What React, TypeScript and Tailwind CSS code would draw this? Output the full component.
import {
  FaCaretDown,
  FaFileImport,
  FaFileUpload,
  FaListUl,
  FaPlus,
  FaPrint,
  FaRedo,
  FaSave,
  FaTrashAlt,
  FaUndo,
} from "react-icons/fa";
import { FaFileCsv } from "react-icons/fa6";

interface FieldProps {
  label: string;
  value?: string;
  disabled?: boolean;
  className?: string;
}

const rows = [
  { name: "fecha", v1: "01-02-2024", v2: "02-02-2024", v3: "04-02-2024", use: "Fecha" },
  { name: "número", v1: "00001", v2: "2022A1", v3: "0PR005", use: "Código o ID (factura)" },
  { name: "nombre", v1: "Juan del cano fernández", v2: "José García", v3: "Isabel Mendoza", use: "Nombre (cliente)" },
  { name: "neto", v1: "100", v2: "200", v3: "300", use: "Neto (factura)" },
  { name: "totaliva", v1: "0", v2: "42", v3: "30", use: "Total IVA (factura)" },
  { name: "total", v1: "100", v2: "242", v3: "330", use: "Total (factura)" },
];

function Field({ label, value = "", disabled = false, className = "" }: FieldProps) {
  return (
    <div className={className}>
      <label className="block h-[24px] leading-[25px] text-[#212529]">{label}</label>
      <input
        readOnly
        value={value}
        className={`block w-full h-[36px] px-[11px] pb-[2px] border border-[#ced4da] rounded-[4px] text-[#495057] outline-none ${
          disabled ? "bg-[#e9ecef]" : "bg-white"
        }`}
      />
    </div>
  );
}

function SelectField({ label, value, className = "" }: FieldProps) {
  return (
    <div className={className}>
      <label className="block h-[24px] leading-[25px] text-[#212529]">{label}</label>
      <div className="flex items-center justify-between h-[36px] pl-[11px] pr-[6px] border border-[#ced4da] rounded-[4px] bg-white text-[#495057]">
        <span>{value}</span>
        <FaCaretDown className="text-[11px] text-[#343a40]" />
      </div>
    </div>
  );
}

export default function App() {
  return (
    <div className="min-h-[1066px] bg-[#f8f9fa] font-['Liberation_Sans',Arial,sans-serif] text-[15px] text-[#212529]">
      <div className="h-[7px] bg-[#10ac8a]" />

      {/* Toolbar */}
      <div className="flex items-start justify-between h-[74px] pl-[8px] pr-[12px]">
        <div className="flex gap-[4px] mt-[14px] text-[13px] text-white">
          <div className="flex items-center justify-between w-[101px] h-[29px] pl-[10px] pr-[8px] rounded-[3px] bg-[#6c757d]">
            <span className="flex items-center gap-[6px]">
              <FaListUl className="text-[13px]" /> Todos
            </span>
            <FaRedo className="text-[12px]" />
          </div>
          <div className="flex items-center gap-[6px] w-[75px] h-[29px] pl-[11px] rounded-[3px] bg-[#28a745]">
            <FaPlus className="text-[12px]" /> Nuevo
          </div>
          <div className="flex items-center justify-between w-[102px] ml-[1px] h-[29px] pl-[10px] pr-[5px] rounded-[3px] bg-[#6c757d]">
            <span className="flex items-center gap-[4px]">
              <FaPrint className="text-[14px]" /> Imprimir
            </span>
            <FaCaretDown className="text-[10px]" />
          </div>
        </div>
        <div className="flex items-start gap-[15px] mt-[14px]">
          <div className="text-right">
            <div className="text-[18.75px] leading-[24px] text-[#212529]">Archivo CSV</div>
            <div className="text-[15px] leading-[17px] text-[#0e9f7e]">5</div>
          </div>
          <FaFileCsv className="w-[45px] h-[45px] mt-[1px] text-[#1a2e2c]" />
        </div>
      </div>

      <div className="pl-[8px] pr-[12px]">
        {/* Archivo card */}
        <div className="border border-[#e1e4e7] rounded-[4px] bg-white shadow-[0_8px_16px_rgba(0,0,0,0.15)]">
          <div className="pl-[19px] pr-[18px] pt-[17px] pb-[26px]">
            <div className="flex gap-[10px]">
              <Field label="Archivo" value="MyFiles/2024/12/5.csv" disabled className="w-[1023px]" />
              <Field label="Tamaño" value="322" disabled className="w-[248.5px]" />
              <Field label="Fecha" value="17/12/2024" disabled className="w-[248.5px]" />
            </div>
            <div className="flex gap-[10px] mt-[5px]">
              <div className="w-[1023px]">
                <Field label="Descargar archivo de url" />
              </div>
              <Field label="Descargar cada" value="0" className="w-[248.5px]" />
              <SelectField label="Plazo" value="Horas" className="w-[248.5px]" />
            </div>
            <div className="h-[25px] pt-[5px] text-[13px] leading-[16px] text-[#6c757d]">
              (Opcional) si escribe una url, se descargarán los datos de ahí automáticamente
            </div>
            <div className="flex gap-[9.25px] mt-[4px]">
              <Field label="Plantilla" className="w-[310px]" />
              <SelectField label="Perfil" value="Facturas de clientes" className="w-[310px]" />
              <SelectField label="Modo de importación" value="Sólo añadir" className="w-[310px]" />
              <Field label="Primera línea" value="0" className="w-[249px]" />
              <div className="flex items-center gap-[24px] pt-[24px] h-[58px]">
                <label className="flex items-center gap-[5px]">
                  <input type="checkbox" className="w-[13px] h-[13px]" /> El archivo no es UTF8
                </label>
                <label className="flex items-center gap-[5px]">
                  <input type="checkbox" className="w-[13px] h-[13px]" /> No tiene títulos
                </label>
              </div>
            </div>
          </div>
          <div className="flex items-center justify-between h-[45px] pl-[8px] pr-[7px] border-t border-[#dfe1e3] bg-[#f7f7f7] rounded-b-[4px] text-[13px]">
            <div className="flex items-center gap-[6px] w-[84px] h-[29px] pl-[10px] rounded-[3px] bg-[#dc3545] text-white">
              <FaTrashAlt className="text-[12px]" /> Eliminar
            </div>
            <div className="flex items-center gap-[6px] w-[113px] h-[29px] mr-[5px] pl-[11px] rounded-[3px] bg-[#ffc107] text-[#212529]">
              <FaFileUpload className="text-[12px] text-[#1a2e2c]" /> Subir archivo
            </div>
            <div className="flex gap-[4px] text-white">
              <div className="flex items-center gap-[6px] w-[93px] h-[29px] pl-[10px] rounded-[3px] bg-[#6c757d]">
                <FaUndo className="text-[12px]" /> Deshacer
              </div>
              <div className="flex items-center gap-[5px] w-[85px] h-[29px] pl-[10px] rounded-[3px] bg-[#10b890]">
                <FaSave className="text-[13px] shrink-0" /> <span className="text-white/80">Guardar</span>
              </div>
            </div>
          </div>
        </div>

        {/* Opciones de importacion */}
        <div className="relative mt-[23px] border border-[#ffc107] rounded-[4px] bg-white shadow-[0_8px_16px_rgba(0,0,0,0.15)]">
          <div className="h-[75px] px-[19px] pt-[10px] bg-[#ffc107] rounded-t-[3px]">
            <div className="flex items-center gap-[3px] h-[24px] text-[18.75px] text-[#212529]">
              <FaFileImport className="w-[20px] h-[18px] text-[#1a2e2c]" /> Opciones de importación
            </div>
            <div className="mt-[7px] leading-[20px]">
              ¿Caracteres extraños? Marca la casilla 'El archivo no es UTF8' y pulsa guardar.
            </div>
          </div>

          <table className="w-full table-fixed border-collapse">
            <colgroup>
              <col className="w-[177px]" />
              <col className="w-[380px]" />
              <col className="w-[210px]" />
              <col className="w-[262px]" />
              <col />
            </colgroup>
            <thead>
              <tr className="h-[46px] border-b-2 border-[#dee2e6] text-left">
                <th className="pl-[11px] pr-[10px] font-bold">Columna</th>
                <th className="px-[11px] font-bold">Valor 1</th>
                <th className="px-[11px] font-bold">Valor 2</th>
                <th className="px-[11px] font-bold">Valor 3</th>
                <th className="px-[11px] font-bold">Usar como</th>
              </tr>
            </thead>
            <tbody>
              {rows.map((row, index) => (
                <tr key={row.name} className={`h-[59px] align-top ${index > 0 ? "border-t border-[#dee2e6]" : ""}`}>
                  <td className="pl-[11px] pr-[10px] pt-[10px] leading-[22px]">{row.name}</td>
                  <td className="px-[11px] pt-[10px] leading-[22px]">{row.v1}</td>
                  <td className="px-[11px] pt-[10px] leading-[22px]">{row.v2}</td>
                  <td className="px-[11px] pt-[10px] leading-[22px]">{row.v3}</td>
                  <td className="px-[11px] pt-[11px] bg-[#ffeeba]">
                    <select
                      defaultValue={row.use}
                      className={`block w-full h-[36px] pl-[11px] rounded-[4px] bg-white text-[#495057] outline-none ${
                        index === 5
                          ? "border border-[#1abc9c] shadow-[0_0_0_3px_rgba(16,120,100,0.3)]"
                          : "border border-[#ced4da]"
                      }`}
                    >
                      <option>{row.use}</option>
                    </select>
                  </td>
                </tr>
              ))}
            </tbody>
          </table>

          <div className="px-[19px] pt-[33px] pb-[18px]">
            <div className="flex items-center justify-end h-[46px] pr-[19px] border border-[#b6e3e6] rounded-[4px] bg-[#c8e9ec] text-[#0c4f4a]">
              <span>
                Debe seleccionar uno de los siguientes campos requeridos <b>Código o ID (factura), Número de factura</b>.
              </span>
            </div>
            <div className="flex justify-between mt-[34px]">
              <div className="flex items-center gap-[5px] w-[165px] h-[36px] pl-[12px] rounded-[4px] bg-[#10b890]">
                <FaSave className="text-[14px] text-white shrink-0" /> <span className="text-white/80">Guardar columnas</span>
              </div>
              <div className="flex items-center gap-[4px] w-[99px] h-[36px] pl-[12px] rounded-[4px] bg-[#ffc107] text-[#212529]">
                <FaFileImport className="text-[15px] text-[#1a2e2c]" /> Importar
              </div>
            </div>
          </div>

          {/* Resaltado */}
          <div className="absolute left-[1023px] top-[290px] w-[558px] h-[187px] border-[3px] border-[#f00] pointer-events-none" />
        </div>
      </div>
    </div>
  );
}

--------------------

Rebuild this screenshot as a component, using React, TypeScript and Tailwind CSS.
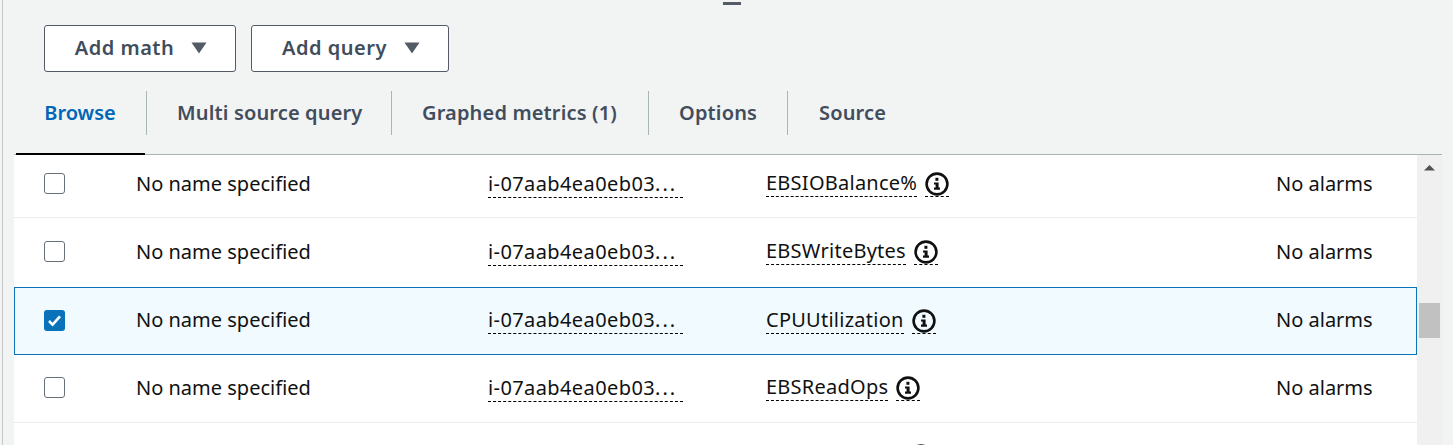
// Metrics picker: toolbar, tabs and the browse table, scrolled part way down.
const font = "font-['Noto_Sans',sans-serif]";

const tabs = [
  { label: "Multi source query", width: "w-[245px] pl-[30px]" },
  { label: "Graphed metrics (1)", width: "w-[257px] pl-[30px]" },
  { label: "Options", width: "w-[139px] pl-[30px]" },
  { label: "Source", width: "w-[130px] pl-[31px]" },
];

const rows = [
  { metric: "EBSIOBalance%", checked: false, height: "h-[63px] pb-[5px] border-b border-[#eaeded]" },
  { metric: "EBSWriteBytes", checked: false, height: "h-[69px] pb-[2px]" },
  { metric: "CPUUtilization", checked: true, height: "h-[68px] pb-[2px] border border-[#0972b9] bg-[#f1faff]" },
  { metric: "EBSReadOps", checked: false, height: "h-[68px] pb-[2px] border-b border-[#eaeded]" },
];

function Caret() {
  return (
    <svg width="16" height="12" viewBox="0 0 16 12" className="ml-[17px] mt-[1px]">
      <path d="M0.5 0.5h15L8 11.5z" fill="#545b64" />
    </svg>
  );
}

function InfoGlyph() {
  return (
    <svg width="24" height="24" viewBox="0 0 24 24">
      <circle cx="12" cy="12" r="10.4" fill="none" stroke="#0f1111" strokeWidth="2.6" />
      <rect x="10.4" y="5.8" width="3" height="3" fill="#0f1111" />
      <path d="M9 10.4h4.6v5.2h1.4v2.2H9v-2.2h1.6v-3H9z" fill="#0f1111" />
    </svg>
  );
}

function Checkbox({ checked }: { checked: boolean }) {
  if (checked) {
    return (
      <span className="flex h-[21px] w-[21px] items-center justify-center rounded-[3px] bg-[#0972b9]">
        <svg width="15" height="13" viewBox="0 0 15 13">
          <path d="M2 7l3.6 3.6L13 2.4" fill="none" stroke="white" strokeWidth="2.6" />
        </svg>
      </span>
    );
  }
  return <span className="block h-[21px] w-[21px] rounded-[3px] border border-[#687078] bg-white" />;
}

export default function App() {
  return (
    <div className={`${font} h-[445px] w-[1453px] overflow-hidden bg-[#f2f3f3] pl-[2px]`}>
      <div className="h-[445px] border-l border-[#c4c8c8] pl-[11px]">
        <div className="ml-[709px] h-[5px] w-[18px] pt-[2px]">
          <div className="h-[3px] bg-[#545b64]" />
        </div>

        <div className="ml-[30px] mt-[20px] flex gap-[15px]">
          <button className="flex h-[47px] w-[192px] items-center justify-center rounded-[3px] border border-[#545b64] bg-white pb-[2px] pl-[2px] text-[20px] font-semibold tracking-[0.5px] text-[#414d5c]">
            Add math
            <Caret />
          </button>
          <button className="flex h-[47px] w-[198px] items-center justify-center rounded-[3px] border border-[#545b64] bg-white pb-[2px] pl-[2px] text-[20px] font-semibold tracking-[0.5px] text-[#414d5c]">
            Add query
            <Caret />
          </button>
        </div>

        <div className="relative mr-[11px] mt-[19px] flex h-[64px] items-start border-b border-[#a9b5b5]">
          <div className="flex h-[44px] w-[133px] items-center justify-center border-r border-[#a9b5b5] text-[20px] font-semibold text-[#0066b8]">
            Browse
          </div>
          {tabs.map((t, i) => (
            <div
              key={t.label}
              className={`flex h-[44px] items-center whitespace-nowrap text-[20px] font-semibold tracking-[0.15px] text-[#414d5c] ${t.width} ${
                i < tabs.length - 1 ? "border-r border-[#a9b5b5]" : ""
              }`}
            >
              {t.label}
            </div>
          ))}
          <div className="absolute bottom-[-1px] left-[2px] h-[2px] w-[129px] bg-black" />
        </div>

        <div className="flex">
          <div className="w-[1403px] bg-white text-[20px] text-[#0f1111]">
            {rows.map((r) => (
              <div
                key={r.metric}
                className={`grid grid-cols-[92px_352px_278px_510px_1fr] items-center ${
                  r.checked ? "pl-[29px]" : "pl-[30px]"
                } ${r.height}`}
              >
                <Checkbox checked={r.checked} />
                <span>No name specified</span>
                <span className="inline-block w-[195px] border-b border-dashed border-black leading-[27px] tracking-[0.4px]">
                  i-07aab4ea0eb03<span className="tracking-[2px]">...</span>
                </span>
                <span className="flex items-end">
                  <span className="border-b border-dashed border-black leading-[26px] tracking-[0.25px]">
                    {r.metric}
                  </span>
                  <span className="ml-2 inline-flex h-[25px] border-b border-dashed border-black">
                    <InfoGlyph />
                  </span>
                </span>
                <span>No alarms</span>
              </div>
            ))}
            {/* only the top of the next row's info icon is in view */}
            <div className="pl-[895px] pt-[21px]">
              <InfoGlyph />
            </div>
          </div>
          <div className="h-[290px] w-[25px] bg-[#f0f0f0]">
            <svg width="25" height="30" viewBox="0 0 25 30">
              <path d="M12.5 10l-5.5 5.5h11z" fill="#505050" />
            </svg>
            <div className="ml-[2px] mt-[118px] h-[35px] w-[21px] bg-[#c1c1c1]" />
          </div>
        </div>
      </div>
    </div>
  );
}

--------------------

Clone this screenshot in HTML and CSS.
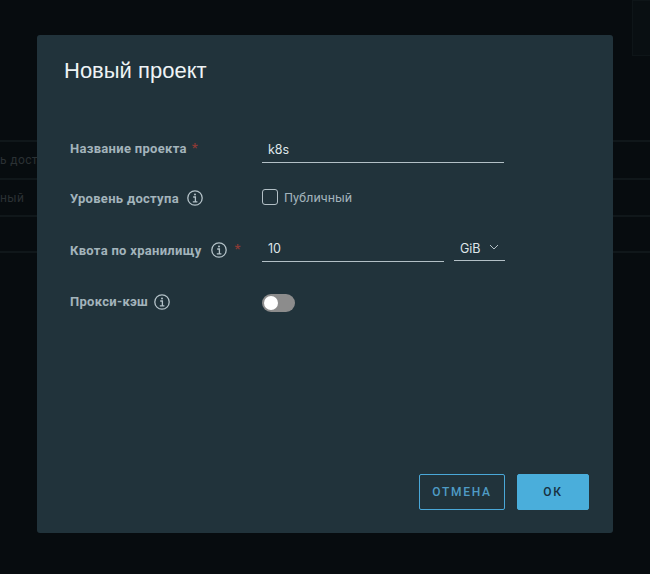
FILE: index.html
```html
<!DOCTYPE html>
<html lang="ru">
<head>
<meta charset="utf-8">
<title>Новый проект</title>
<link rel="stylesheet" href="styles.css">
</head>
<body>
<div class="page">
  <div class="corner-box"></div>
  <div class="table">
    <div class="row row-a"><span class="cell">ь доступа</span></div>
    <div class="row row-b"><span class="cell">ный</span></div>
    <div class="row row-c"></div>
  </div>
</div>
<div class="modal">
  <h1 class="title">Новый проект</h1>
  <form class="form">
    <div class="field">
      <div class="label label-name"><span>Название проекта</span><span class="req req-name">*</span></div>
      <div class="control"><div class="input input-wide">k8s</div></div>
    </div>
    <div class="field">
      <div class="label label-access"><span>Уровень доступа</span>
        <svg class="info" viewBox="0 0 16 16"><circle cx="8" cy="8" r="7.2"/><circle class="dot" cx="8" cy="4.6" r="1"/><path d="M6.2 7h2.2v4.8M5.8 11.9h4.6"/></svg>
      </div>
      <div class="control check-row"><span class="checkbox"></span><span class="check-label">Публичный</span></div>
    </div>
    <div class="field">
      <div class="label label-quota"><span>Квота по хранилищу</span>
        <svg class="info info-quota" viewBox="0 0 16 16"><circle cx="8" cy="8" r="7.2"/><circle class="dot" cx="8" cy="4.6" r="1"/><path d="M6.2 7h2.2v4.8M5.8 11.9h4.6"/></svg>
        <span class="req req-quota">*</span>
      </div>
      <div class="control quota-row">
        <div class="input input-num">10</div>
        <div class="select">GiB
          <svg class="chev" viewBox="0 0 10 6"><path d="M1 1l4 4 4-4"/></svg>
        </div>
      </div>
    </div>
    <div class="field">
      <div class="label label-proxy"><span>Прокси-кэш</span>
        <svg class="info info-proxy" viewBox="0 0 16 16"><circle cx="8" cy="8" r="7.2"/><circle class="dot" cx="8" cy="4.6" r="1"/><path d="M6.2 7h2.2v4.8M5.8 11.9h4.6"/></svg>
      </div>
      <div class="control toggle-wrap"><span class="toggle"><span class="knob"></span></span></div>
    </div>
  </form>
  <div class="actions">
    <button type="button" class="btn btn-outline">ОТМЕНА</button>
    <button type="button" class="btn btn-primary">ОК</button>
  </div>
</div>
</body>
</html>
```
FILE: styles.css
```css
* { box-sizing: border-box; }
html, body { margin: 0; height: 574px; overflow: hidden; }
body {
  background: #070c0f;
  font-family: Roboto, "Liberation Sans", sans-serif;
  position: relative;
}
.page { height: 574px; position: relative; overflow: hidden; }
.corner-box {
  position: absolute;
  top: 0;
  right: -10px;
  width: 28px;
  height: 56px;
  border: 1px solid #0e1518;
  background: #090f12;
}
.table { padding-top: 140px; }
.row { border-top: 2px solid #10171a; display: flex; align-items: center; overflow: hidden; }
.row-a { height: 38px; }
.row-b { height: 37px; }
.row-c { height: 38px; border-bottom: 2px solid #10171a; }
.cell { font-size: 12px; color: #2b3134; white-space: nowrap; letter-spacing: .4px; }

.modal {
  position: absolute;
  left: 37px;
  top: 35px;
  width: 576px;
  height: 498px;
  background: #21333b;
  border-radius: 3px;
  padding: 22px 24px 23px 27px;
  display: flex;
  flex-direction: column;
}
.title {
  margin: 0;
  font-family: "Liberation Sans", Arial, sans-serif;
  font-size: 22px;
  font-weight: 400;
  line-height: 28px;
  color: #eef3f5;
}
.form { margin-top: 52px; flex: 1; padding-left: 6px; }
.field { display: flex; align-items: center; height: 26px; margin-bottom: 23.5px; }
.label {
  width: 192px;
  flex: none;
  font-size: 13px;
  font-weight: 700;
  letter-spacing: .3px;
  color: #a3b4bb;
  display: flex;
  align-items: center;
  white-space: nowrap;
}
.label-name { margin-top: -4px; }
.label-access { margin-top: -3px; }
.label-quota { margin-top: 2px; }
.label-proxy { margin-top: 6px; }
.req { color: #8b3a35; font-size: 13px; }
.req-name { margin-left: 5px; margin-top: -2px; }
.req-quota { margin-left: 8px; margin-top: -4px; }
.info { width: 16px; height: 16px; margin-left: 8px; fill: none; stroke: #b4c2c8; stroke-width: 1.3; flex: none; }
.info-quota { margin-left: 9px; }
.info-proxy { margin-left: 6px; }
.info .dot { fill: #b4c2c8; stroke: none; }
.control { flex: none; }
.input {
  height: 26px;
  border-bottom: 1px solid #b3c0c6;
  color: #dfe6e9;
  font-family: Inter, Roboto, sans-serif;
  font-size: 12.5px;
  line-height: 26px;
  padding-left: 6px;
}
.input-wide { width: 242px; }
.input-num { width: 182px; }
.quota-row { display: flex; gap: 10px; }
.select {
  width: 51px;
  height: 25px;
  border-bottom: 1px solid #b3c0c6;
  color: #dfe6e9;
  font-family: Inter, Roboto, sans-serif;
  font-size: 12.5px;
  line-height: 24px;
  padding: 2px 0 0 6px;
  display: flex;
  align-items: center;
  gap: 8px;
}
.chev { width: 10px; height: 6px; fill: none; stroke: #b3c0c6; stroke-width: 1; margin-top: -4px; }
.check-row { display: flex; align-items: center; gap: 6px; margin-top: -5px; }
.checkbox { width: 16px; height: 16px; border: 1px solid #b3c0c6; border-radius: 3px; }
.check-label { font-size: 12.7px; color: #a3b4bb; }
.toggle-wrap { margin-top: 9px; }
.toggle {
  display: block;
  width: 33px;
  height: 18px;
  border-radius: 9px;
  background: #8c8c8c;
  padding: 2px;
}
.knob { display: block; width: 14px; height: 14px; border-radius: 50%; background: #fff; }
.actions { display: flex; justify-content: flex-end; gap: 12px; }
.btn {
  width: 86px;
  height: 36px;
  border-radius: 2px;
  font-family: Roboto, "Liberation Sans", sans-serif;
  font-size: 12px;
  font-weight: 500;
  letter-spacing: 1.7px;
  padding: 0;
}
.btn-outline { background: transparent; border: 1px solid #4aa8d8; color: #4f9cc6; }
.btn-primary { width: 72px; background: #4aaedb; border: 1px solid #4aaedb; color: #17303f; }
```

--------------------

## TASK REQUIREMENTS
Check each line of the entries for the string "screenshot". Copy the lines that have it.

## SOLUTION FOR THIS EXERCISE
Rebuild this screenshot as a component, using React, TypeScript and Tailwind CSS.
Clone this screenshot in HTML and CSS.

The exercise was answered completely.